A sustainable career in writing

I notice that JA Konrath has a New Year’s Resolution thread on his blog: A Newbie’s Guide to Publishing. It’s not often I disagree with JA, but I have something of a hatred of the ‘resolution’ process and its results.

The main reason for this is that I’ve been lucky (or unlucky) enough to have three careers, only the last of which is a sustainable one, and I wish more people could be brought to understand that one of the keys to working happiness is not achievement; not ‘success’ (whatever that may be); not income; not promotion – it’s sustainability.

1. My first career was as a model. It means you are aware, from day one, of your short shelf life. Many young women (and increasingly, young men) develop behaviours designed to try and extend that shelf life. Those behaviours almost never work, but they do wreck health, relationships and bank balances. From bulimia to botox, they are ways of denying the reality of your physical being and that means denying your own, absolute reality. It’s not surprising models are neurotic, it’s actually surprising more of them aren’t suicidal, given the way the industry works.

2. My second career (don’t ask how I got from 1. – 2. it’s too long and boring a story) was running international think tanks. Charity work seems to many like a great thing to do. It is. But at the top, it kills. It kills with stress, guilt, unlimited demands on your time and temper and intellect and the knowledge that no matter how much you do, you can never, ever do enough. A great charity CEO and thinker, Nicholas Hinton, died in his fifties of a heart attack while I was running my first charity – and I do believe that the incredible pressure of leading a world class charity contributed to his untimely and much lamented death. Those pressures are exacerbated if, like me, you have to travel the world for the job. I had: bleeding stomach ulcers, pneumonia, three kinds of tropical fever, septicaemia and finally some kind of ME, before I finally realised the job was going to kill me too.

3. Writing is my third career.
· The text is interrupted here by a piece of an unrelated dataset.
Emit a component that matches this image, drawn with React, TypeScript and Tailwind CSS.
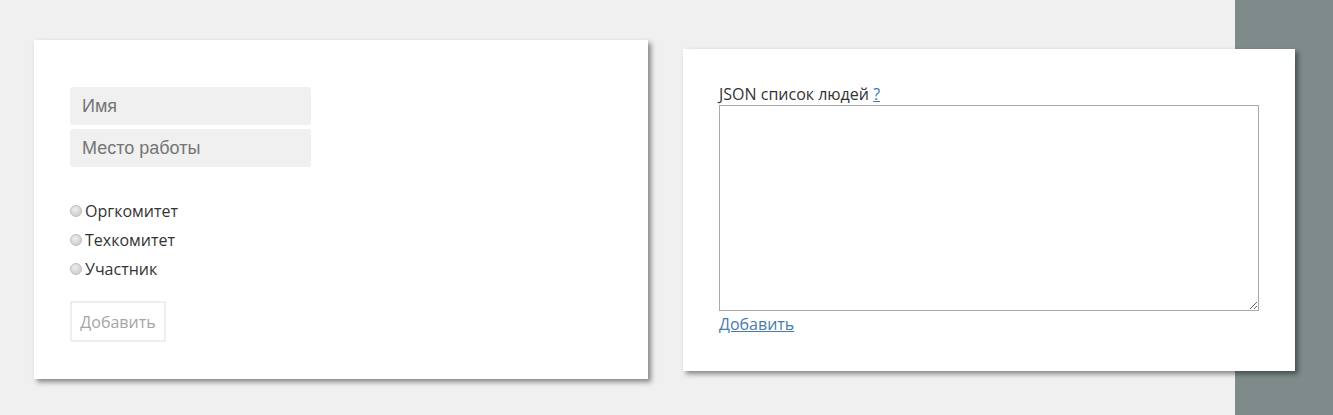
const ROLES = ['Оргкомитет', 'Техкомитет', 'Участник']

function PersonForm() {
  return (
    <div className="w-[614px] h-[339px] shrink-0 bg-white pl-9 pt-[47px] shadow-[3px_3px_5px_rgba(0,0,0,0.45)]">
      <div className="flex flex-col gap-1 w-[241px]">
        <input
          placeholder="Имя"
          className="h-[38px] rounded-[3px] bg-[#f0f0f0] px-3 text-[18px] text-[#555] placeholder:text-[#757575] outline-none font-['Liberation_Sans',Arial,sans-serif]"
        />
        <input
          placeholder="Место работы"
          className="h-[38px] rounded-[3px] bg-[#f0f0f0] px-3 text-[18px] text-[#555] placeholder:text-[#757575] outline-none font-['Liberation_Sans',Arial,sans-serif]"
        />
      </div>

      <div className="mt-[29px] flex flex-col">
        {ROLES.map((role) => (
          <label key={role} className="flex h-[29px] items-center text-[16px] text-[#333] font-['Open_Sans',sans-serif]">
            <input
              type="radio"
              name="role"
              className="mr-[3px] h-[12px] w-[12px] appearance-none rounded-full border border-[#bdbdbd] bg-[radial-gradient(circle_at_40%_35%,#eeeeee,#c4c4c4)]"
            />
            {role}
          </label>
        ))}
      </div>

      <button className="mt-[18px] h-[41px] w-[96px] border-2 border-[#eeeeee] bg-white text-[16px] text-[#a5a5a5] font-['Open_Sans',sans-serif]">
        Добавить
      </button>
    </div>
  )
}

function JsonImport() {
  return (
    <div className="mt-[9px] w-[612px] h-[322px] shrink-0 bg-white pl-9 pt-[35px] shadow-[3px_3px_5px_rgba(0,0,0,0.45)] font-['Open_Sans',sans-serif] text-[16px] text-[#333]">
      <div className="leading-[21px]">
        JSON список людей{' '}
        <a href="#" className="text-[#337ab7] underline">?</a>
      </div>
      <textarea className="block h-[206px] w-[540px] border border-[#a9a9a9] outline-none" />
      <a href="#" className="mt-[2px] inline-block leading-[22px] text-[#4a7bab] underline">
        Добавить
      </a>
    </div>
  )
}

export default function App() {
  return (
    <div className="flex h-[415px] w-[1333px] items-start gap-[35px] bg-[linear-gradient(to_right,#f0f0f0_1235px,#7f8b8b_1235px)] pl-[34px] pt-[40px]">
      <PersonForm />
      <JsonImport />
    </div>
  )
}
On Friday I shall do my annual summing up and see how many stories I subbed this year, how many got published, how many got rejected etc – and it’s always a bit of a shock to me. But the goals I set are very simple and I always meet them. They are:

• To earn a living from writing fiction
• Never to ignore my instincts when assessing a proposal or project
• To enjoy what I do every day
• Not to worry about my reputation or progress

That’s it. Nothing more, but also, nothing less. No grandiose ideas about writing a bestseller or winning the Booker, but no self-defeating cudgels to beat myself with either, like writing every day or having seventeen submissions out at once. Of course, every one of these goals has sub-goals: to earn a living from fiction I do need to have a lot of submissions out there at once, but I haven’t got a predetermined number of them in my head – I just sit down every Friday lunchtime and if I haven’t sent out around five pieces, I scour the markets until I find five places to send stuff to. And that means having quite a few more than five pieces of work ready to go out at any given time … but I don’t say that I must complete thirteen, or thirty, or three hundred stories a year (I’ll tell you on Friday how many I did complete because I don’t know myself!).

The second and third goals help me to remember that I’m supposed to enjoy every day, not just the pay cheque, so if an editor gives me a bad vibe, or somebody wants me to write an article that I’m not happy with, or a review for a book I didn’t enjoy I just say no. Why suffer even for an hour if I can be happy? Most of those folk will be happy with some kind of counter proposal and that makes both of us happy …

And the point is …?

The point is, when setting goals, make them as much about what sustains you as what you want to achieve. That way you’ll always be working towards your own wellbeing, as well as your desired success.

PS – that’s me with a man whose career was not sustainable; the wonderful but short-lived Phil Lynnot, who statue in Dublin is a reminder that sustainability really does matter, even for the most successful and wonderful people.

4 Comments

  1. Nik's Blog
    26th December 2007

    Great post, Kay.

    All the very best for ’08.

    Nik.

    Reply
  2. katrina
    26th December 2007

    You are a wise and fascinating woman, Kay.

    Reply
  3. Jim Murdoch
    27th December 2007

    No, I’ve never been one for resolutions but it is that time of year. That doesn’t mean I don’t have goals but they’re always short-term. I pretty much know what I want to achieve over the next six months; some I will (because I’m in control) whereas others I may not (depending on who else the gods happen to have in their lap).

    An annual assessment of what we’ve managed over the past year is probably a better idea because there we’re dealing with absolutes. I’ve never coped very well setting goals; I simply do my best and, of course, as I’m getting older I’m finding I’m not as capable as I once was so trying to achieve what I know I used to be able to do with ease can only bring disappointment.

    If I have a continuing resolution it would be to remember that I am a writer first and foremost, it’s not a hobby and, although it may never pay my bills, it’s who I am. I don’t need to work sixty hours a week and try and write in the cracks and I’m not going to.

    Reply
  4. Kay Sexton
    28th December 2007

    Very perceptive thoughts, Jim. Especially the one about looking back, which not enough people really do, writers or otherwise!